Editorial: Jennifer's chutzpah
Grudgingly, we admire Jennifer Edwards for her gall. Few people in her position would be brazen enough to have taken her former employers to court, attempting to cling to their job. They would, instead, be slinking away.
Not Jennifer Edwards.
For the avoidance of doubt, this is not a statement of Ms Edwards' legal right to challenge the decision of the board of the National Solid Waste Management Authority (NSWMA) not to renew her contract as its executive director, or of the justiciable merits of the arguments that she will canvas before the court. In other words, it is quite possible that she might be able to muster, and win, a case in accordance with the letter on the law.
Morally, Ms Edwards is, in our view, on far different grounds. And we believe that the majority of Jamaicans see it our way.

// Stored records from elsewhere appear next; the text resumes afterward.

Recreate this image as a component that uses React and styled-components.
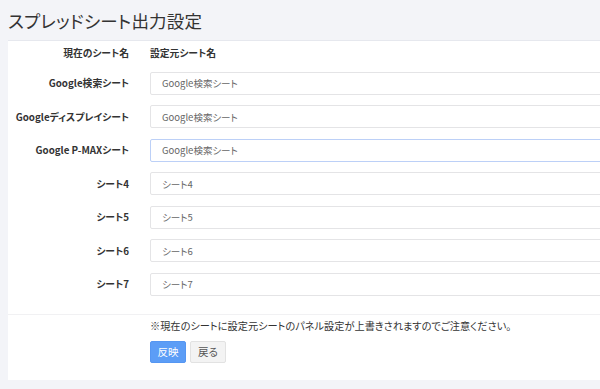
import React from 'react';
import styled, { createGlobalStyle, css } from 'styled-components';

const GlobalStyle = createGlobalStyle`
  html, body {
    margin: 0;
    padding: 0;
    background: #f3f4f8;
    overflow: hidden;
  }
  body {
    font-family: "Noto Sans CJK JP", "Noto Sans", sans-serif;
    font-feature-settings: "palt";
    color: #333;
  }
`;

const Page = styled.div`
  width: 640px;
  padding: 0 0 0 8px;
`;

const Title = styled.h1`
  margin: 0;
  height: 40px;
  display: flex;
  align-items: center;
  font-size: 17.5px;
  font-weight: 400;
  color: #333;
  letter-spacing: 0.2px;
`;

const Card = styled.section`
  background: #fff;
  border-top: 1px solid #e6e8ee;
  height: 339px;
`;

const Form = styled.div`
  display: grid;
  grid-template-columns: 121px 1fr;
  column-gap: 21px;
  row-gap: 10.5px;
  padding: 4px 0 18px;
`;

const Label = styled.div`
  display: flex;
  align-items: center;
  justify-content: flex-end;
  font-size: 9.8px;
  font-weight: 700;
  color: #333;
  white-space: nowrap;
  ${(props) =>
    props.header &&
    css`
      height: 16px;
    `}
`;

const HeadCell = styled.div`
  display: flex;
  align-items: center;
  height: 16px;
  font-size: 9.8px;
  font-weight: 700;
  color: #333;
`;

const Input = styled.div`
  height: 23px;
  box-sizing: border-box;
  border: 1px solid ${(props) => (props.focused ? '#bcd0f7' : '#e4e4e6')};
  border-radius: 2px;
  display: flex;
  align-items: center;
  padding-left: 11px;
  font-size: 9.5px;
  color: #666;
`;

const Footer = styled.div`
  border-top: 1px solid #f1f1f3;
  padding: 3px 0 0 142px;
`;

const Note = styled.p`
  margin: 0 0 7px;
  font-size: 10.2px;
  line-height: 16px;
  color: #333;
`;

const Buttons = styled.div`
  display: flex;
  gap: 4px;
`;

const Button = styled.button`
  width: 36px;
  height: 22px;
  padding: 0;
  border-radius: 2px;
  font-family: inherit;
  font-feature-settings: "palt";
  font-size: 10.5px;
  cursor: pointer;
  ${(props) =>
    props.primary
      ? css`
          background: #5c9df6;
          border: 1px solid #5596f2;
          color: #fff;
        `
      : css`
          background: #f3f3f3;
          border: 1px solid #e2e2e2;
          color: #555;
        `}
`;

const rows = [
  { label: 'Google検索シート', value: 'Google検索シート' },
  { label: 'Googleディスプレイシート', value: 'Google検索シート' },
  { label: 'Google P-MAXシート', value: 'Google検索シート', focused: true },
  { label: 'シート4', value: 'シート4' },
  { label: 'シート5', value: 'シート5' },
  { label: 'シート6', value: 'シート6' },
  { label: 'シート7', value: 'シート7' },
];

const App = () => {
  return (
    <Page>
      <GlobalStyle />
      <Title>スプレッドシート出力設定</Title>
      <Card>
        <Form>
          <Label header>現在のシート名</Label>
          <HeadCell>設定元シート名</HeadCell>
          {rows.map((row) => (
            <React.Fragment key={row.label}>
              <Label>{row.label}</Label>
              <Input focused={row.focused}>{row.value}</Input>
            </React.Fragment>
          ))}
        </Form>
        <Footer>
          <Note>※現在のシートに設定元シートのパネル設定が上書きされますのでご注意ください。</Note>
          <Buttons>
            <Button primary>反映</Button>
            <Button>戻る</Button>
          </Buttons>
        </Footer>
      </Card>
    </Page>
  );
};

export default App;
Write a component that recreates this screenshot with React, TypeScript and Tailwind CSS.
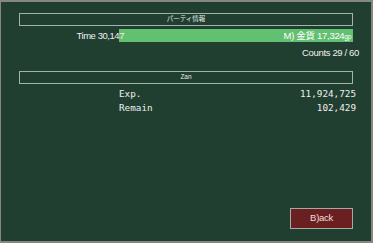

The management of solid waste in Jamaica has the reputation of a corrupt business and one through which governments funnel resources, even via legitimate contracts, to their supporters. Indeed, it is this perception that dogged the NSWMA during the tenure of the previous CEO, Joan Gordon-Webley, during the time of the former Jamaica Labour Party administration. Mrs Gordon-Webley was politically active.

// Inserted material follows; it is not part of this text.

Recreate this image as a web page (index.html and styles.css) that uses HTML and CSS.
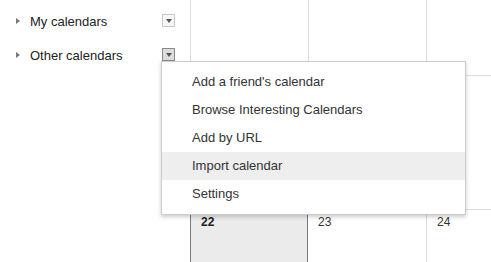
FILE: index.html
```html
<!DOCTYPE html>
<html>
<head>
<meta charset="utf-8">
<link rel="stylesheet" href="styles.css">
</head>
<body>
<div class="page">
  <aside class="sidebar">
    <div class="cal-row">
      <span class="arrow"></span>
      <span class="cal-label">My calendars</span>
      <span class="dd-btn"><span class="dd-tri"></span></span>
    </div>
    <div class="cal-row">
      <span class="arrow"></span>
      <span class="cal-label">Other calendars</span>
      <span class="dd-btn pressed"><span class="dd-tri"></span></span>
    </div>
  </aside>
  <main class="grid">
    <div class="cell r1"></div>
    <div class="cell r1"></div>
    <div class="cell r1"></div>
    <div class="cell r2"></div>
    <div class="cell r2"></div>
    <div class="cell r2"></div>
    <div class="cell r3 today"><span class="date bold">22</span></div>
    <div class="cell r3"><span class="date">23</span></div>
    <div class="cell r3"><span class="date">24</span></div>
  </main>
</div>
<div class="menu">
  <div class="menu-item">Add a friend's calendar</div>
  <div class="menu-item">Browse Interesting Calendars</div>
  <div class="menu-item">Add by URL</div>
  <div class="menu-item hover">Import calendar</div>
  <div class="menu-item">Settings</div>
</div>
</body>
</html>
```
FILE: styles.css
```css
html, body {
  margin: 0;
  padding: 0;
  background: #fff;
  font-family: "Liberation Sans", Arial, sans-serif;
  overflow: hidden;
}
.page {
  display: flex;
  width: 491px;
  height: 262px;
}
.sidebar {
  width: 190px;
  flex: none;
  padding-top: 4px;
  box-sizing: border-box;
}
.cal-row {
  height: 34px;
  display: flex;
  align-items: center;
  font-size: 13px;
  color: #222;
}
.arrow {
  width: 0;
  height: 0;
  border-left: 4px solid #777;
  border-top: 3px solid transparent;
  border-bottom: 3px solid transparent;
  margin-left: 16px;
  margin-right: 10px;
}
.cal-label {
  flex: 1;
}
.dd-btn {
  width: 11px;
  height: 11px;
  border: 1px solid #c8c8c8;
  background: #f6f6f6;
  display: flex;
  align-items: center;
  justify-content: center;
  margin-right: 15px;
  margin-top: -2px;
}
.dd-btn.pressed {
  border-color: #8a8a8a;
  background: #dcdcdc;
}
.dd-tri {
  width: 0;
  height: 0;
  border-top: 4px solid #555;
  border-left: 3px solid transparent;
  border-right: 3px solid transparent;
  margin-top: 1px;
}
.grid {
  flex: 1;
  display: grid;
  grid-template-columns: 118px 118px 1fr;
  grid-template-rows: 75px 134px 1fr;
}
.cell {
  border-left: 1px solid #dddddd;
}
.r2, .r3 {
  border-top: 1px solid #dddddd;
}
.cell.today {
  background: #ebebeb;
  border-left-color: #7a7a7a;
  border-top-color: #7a7a7a;
  border-right: 1px solid #7a7a7a;
}
.cell.today + .cell {
  border-left: none;
}
.date {
  display: block;
  font-size: 12px;
  color: #333;
  padding: 5px 0 0 10px;
}
.date.bold {
  font-weight: bold;
  color: #222;
}
.menu {
  position: absolute;
  left: 161px;
  top: 61px;
  width: 303px;
  padding: 6px 0;
  background: #fff;
  border: 1px solid rgba(0, 0, 0, 0.2);
  box-shadow: 0 2px 4px rgba(0, 0, 0, 0.2);
}
.menu-item {
  height: 28px;
  line-height: 28px;
  padding-left: 30px;
  font-size: 13px;
  color: #333;
}
.menu-item.hover {
  background: #eeeeee;
}
```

It is against this backdrop that this newspaper, at the change of government, objected to the appointment of Ms Edwards as the agency's CEO. She is a former member of the women's movement of the People's National Party, for which she contested elections and whose administrations she served as a junior minister. But more important, we did not believe she possessed the competence to manage a solid-waste entity. We believe that time and events have proven us right.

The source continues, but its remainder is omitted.